WASHINGTON, DC-REITs experienced their fair share of turmoil last month thanks to the unusual macroeconomic and political events. The end result, according to NAREIT figures just posted on the association’s website: the FTSE NAREIT All REIT Total Returns Index fell 5.06% for the month. They still managed to slightly outperform the broader markets, as the S&P 500 was down 5.43% and the Russell 2000 Total Return Index down 8.7%. NAREIT did not return a call from GlobeSt.com in time for publication.
On a year to date basis, the FTSE NAREIT All REIT Total Returns Index is up close to 5%, while the S&P 500 has fallen approximately 2%. The recovery from the beginning of the month is all the more notable as REITs were harder hit than other asset classes when the equity markets plunged following Standard & Poor’s downgrade of US credit.
The S&P 500 dropped more than 6%, while REITs fell nine percentage points, according to the SNL US REIT Equity Index--the largest decline since December 2008 when the index fell 19.3% and 15.2%, the research analyst firm said.
In the article posted on Reit.com, Brad Case, NAREIT’s senior vice president for research and industry information, points to investors’ concerns about the political situations in the United States and Europe as one of the drivers behind REITs’ performance last month. "August was a difficult month for investors, with concerns about political leadership in Washington and Europe resurrecting fears of economic weakness," Case said. "The fact that REITs again outperformed the rest of the stock market reinforces both investors’ confidence in REIT earnings growth and the importance of REITs as a portfolio diversifier."

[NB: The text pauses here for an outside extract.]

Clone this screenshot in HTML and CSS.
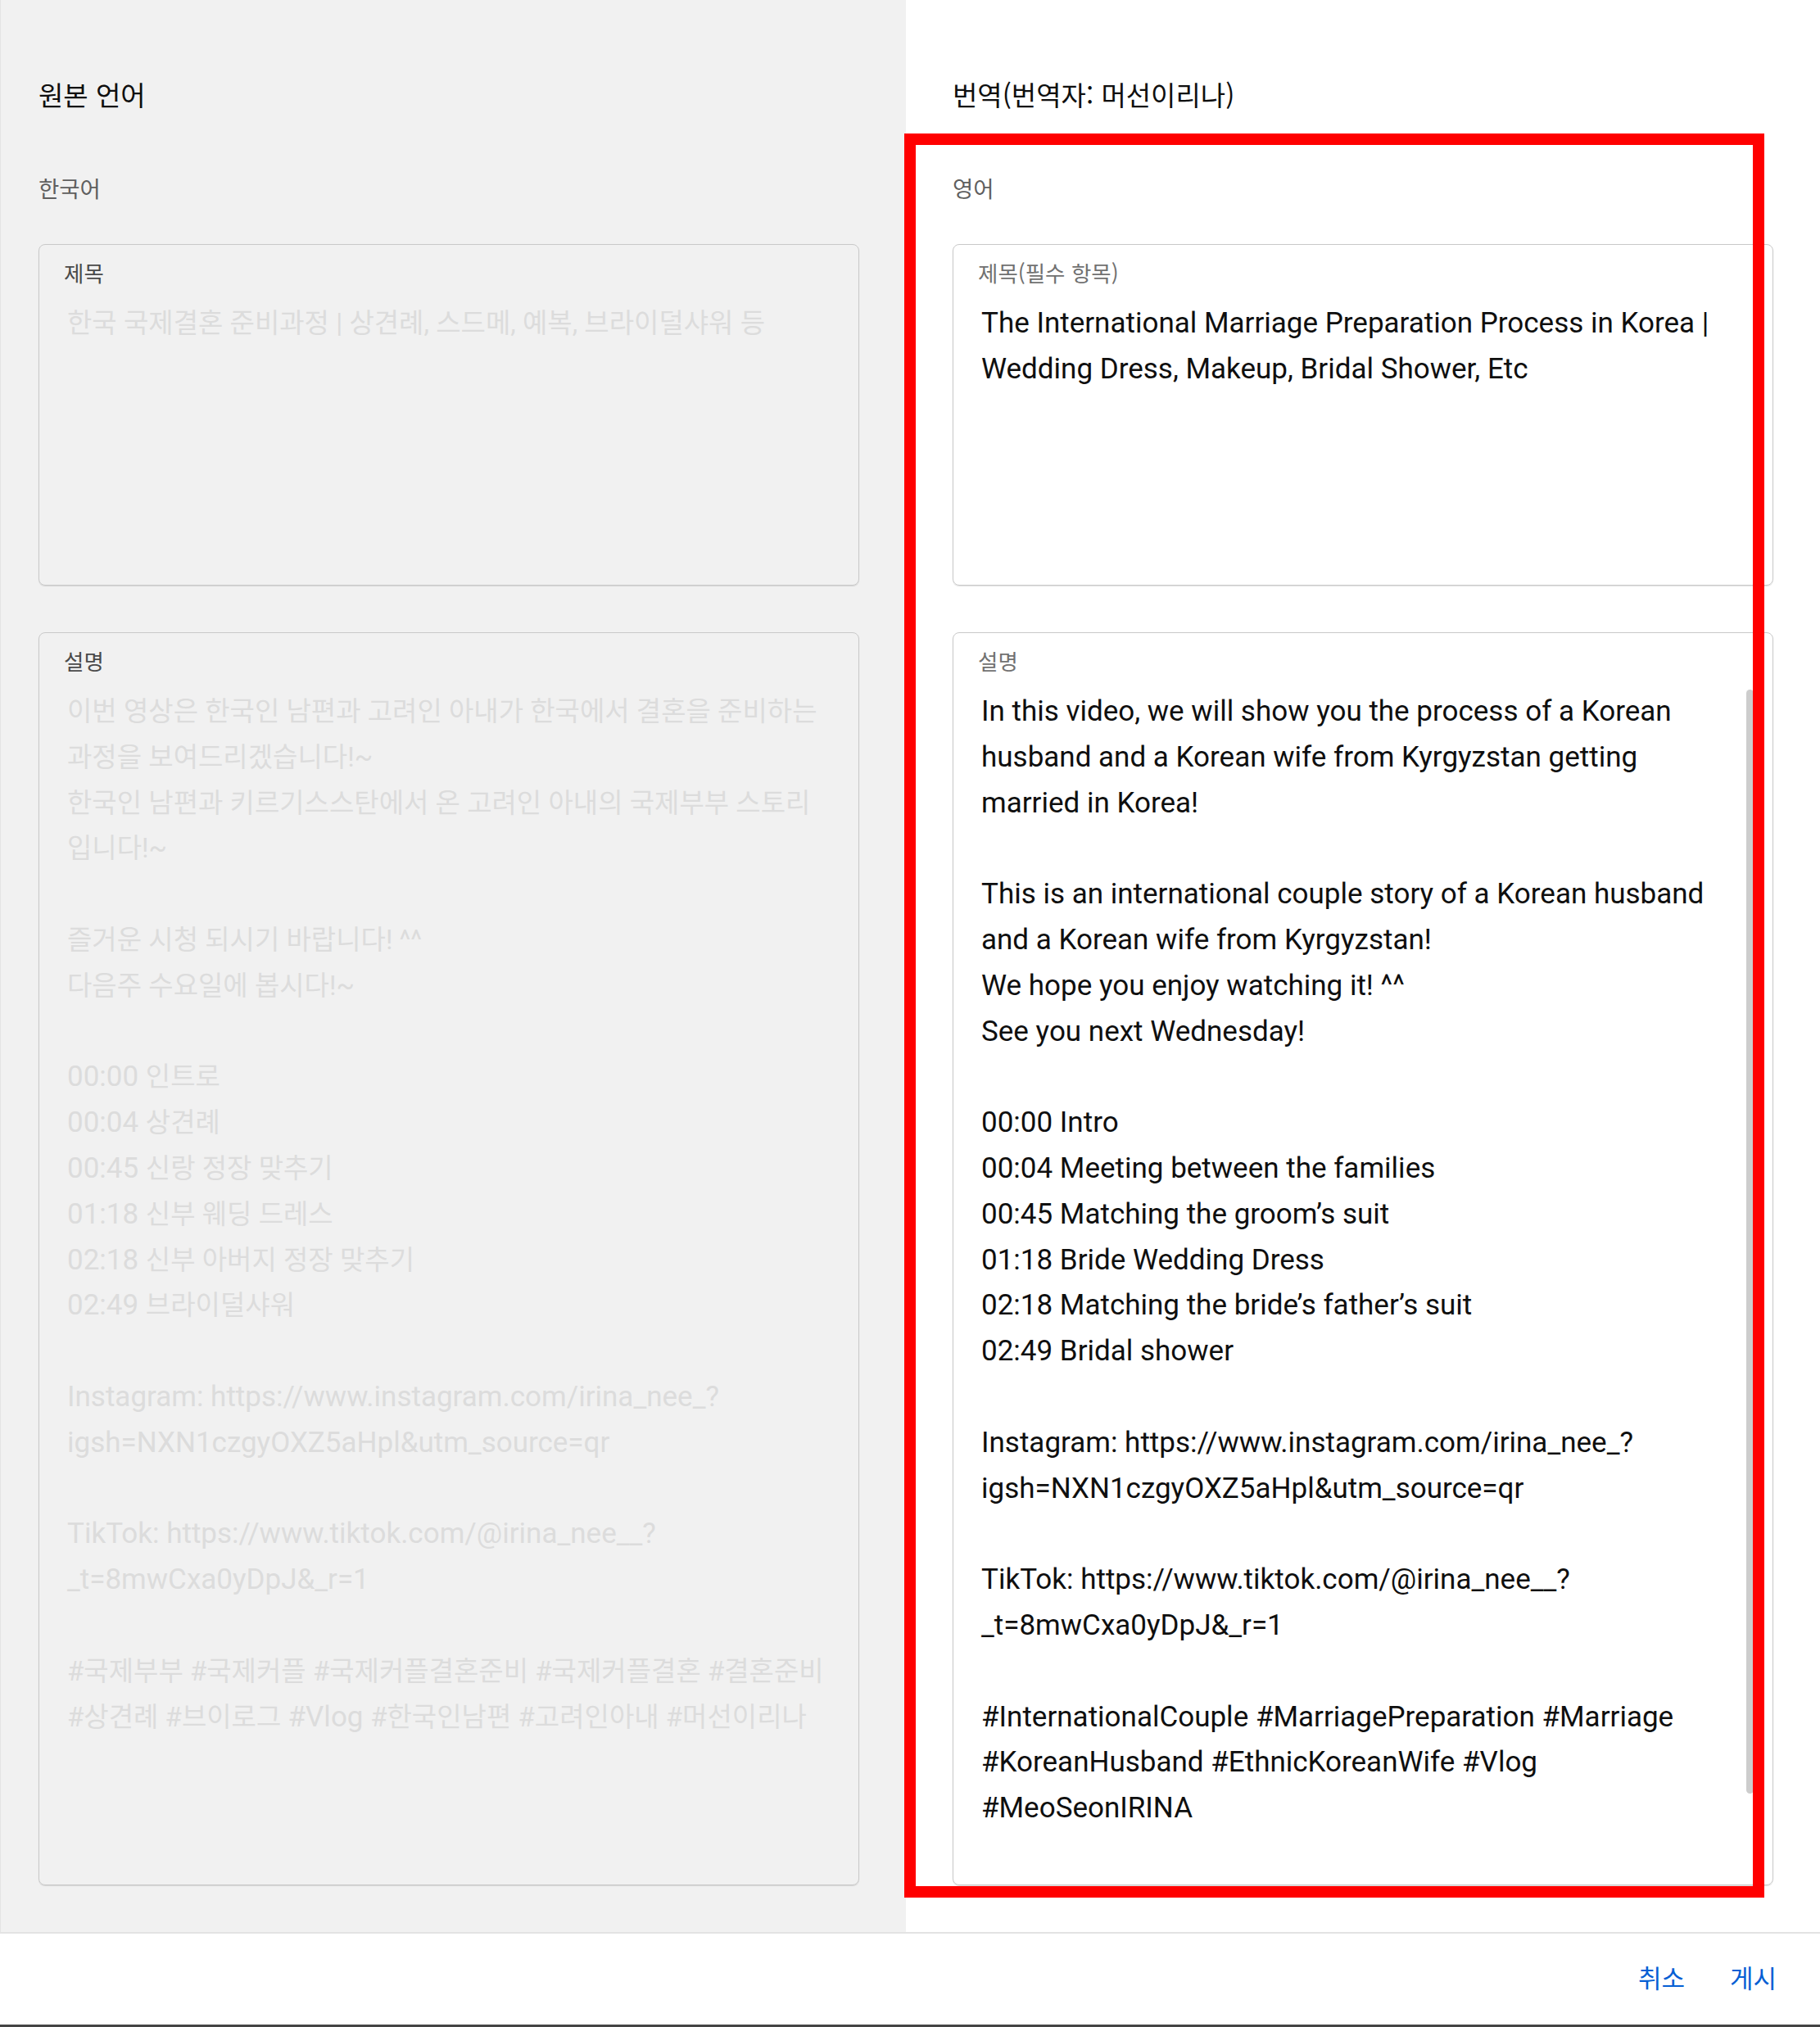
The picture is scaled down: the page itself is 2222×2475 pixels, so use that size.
FILE: index.html
```html
<!DOCTYPE html>
<html lang="ko">
<head>
    <meta charset="UTF-8">
    <meta name="viewport" content="width=device-width, initial-scale=1.0">
    <title>번역 편집</title>
    <link rel="stylesheet" href="styles.css">
</head>
<body>
    <div class="editor">
        <section class="pane pane-source">
            <h2 class="pane-title">원본 언어</h2>
            <div class="lang">한국어</div>

            <div class="field field-title">
                <div class="field-label">제목</div>
                <div class="field-text placeholder">한국 국제결혼 준비과정 | 상견례, 스드메, 예복, 브라이덜샤워 등</div>
            </div>

            <div class="field field-desc">
                <div class="field-label">설명</div>
                <div class="field-text placeholder">
                    <div class="ln">이번 영상은 한국인 남편과 고려인 아내가 한국에서 결혼을 준비하는</div>
                    <div class="ln">과정을 보여드리겠습니다!~</div>
                    <div class="ln">한국인 남편과 키르기스스탄에서 온 고려인 아내의 국제부부 스토리</div>
                    <div class="ln">입니다!~</div>
                    <div class="ln"></div>
                    <div class="ln">즐거운 시청 되시기 바랍니다! ^^</div>
                    <div class="ln">다음주 수요일에 봅시다!~</div>
                    <div class="ln"></div>
                    <div class="ln"><span class="lat">00:00 </span>인트로</div>
                    <div class="ln"><span class="lat">00:04 </span>상견례</div>
                    <div class="ln"><span class="lat">00:45 </span>신랑 정장 맞추기</div>
                    <div class="ln"><span class="lat">01:18 </span>신부 웨딩 드레스</div>
                    <div class="ln"><span class="lat">02:18 </span>신부 아버지 정장 맞추기</div>
                    <div class="ln"><span class="lat">02:49 </span>브라이덜샤워</div>
                    <div class="ln"></div>
                    <div class="ln lat">Instagram: https://www.instagram.com/irina_nee_?</div>
                    <div class="ln lat">igsh=NXN1czgyOXZ5aHpl&amp;utm_source=qr</div>
                    <div class="ln"></div>
                    <div class="ln lat">TikTok: https://www.tiktok.com/@irina_nee__?</div>
                    <div class="ln lat">_t=8mwCxa0yDpJ&amp;_r=1</div>
                    <div class="ln"></div>
                    <div class="ln">#국제부부 #국제커플 #국제커플결혼준비 #국제커플결혼 #결혼준비</div>
                    <div class="ln">#상견례 #브이로그 <span class="lat">#Vlog </span>#한국인남편 #고려인아내 #머선이리나</div>
                </div>
            </div>
        </section>

        <section class="pane pane-target">
            <h2 class="pane-title">번역(번역자: 머선이리나)</h2>
            <div class="lang">영어</div>

            <div class="field field-title">
                <div class="field-label light">제목(필수 항목)</div>
<div class="field-text prose">The International Marriage Preparation Process in Korea |
Wedding Dress, Makeup, Bridal Shower, Etc</div>
            </div>

            <div class="field field-desc">
                <div class="field-label light">설명</div>
<div class="field-text prose">In this video, we will show you the process of a Korean
husband and a Korean wife from Kyrgyzstan getting
married in Korea!

This is an international couple story of a Korean husband
and a Korean wife from Kyrgyzstan!
We hope you enjoy watching it! ^^
See you next Wednesday!

00:00 Intro
00:04 Meeting between the families
00:45 Matching the groom’s suit
01:18 Bride Wedding Dress
02:18 Matching the bride’s father’s suit
02:49 Bridal shower

Instagram: https://www.instagram.com/irina_nee_?
igsh=NXN1czgyOXZ5aHpl&amp;utm_source=qr

TikTok: https://www.tiktok.com/@irina_nee__?
_t=8mwCxa0yDpJ&amp;_r=1

#InternationalCouple #MarriagePreparation #Marriage
#KoreanHusband #EthnicKoreanWife #Vlog
#MeoSeonIRINA</div>
                <div class="scroll-thumb"></div>
            </div>
        </section>
    </div>

    <footer class="actions">
        <button class="text-btn">취소</button>
        <button class="text-btn">게시</button>
    </footer>

    <!-- annotation drawn over the translation column -->
    <div class="highlight"></div>
</body>
</html>
```

FILE: styles.css
```css
* {
    box-sizing: border-box;
}

body {
    margin: 0;
    background-color: #ffffff;
    font-family: Roboto, "Noto Sans CJK KR", sans-serif;
    color: #0f0f0f;
    position: relative;
}

.editor {
    display: grid;
    grid-template-columns: 1106px 1fr;
    height: 2359px;
}

.pane {
    padding: 95px 57px 0 57px;
}

.pane-source {
    background-color: #f1f1f1;
    padding-left: 46px;
    border-left: 1px solid #e4e4e4;
}

.pane-target {
    background-color: #ffffff;
}

.pane-title {
    margin: 0;
    font-family: "Noto Sans CJK KR", sans-serif;
    font-size: 33px;
    font-weight: 400;
    line-height: 40px;
    color: #0f0f0f;
}

.lang {
    margin-top: 76px;
    font-family: "Noto Sans CJK KR", sans-serif;
    font-size: 27.5px;
    line-height: 36px;
    color: #5f5f5f;
}

.field {
    position: relative;
    width: 1002px;
    border: 1px solid #c9c9c9;
    border-radius: 8px;
    box-shadow: 0 1px 1px rgba(0, 0, 0, 0.12);
    padding: 19px 30px 0 30px;
}

.field-title {
    margin-top: 51px;
    height: 417px;
}

.field-desc {
    margin-top: 57px;
    height: 1530px;
}

.field-label {
    font-family: "Noto Sans CJK KR", sans-serif;
    font-size: 26.5px;
    line-height: 30px;
    color: #4a4a4a;
}

.field-label.light {
    color: #717171;
}

.field-text {
    margin-top: 19px;
    padding-left: 4px;
    font-size: 35px;
    line-height: 55.8px;
    color: #0f0f0f;
}

.field-text.prose {
    white-space: pre-line;
}

.field-text.placeholder {
    color: #dcdcdc;
    font-size: 33px;
}

.ln {
    min-height: 55.8px;
    white-space: nowrap;
}

.field-text .lat {
    font-size: 35px;
}

.scroll-thumb {
    position: absolute;
    top: 69px;
    right: 23px;
    width: 9px;
    height: 1348px;
    border-radius: 5px;
    background-color: #cdcdcd;
}

.actions {
    display: flex;
    justify-content: flex-end;
    align-items: center;
    gap: 55px;
    height: 116px;
    padding-right: 53px;
    padding-bottom: 6px;
    border-top: 2px solid #e3e3e3;
    border-bottom: 3px solid #444444;
}

.text-btn {
    background: none;
    border: none;
    padding: 0;
    font-family: "Noto Sans CJK KR", sans-serif;
    font-size: 31px;
    line-height: 40px;
    color: #065fd4;
    cursor: pointer;
}

.highlight {
    position: absolute;
    left: 1104px;
    top: 163px;
    width: 1050px;
    height: 2154px;
    border: 14px solid #ff0000;
}
```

However there are growing signs that fundamentals in the commercial real estate market are beginning to struggle. Last week, the National Association of Realtors reported that commercial real estate vacancy rates are flat and only likely to improve modestly in the coming year. "Disappointing economic growth in recent months means a slower recovery for most of the commercial real estate sectors, although multifamily housing continues to benefit from pent-up demand resulting from an abnormal slowdown in household formation in recent years," Lawrence Yun, NAR chief economist, said in a prepared statement.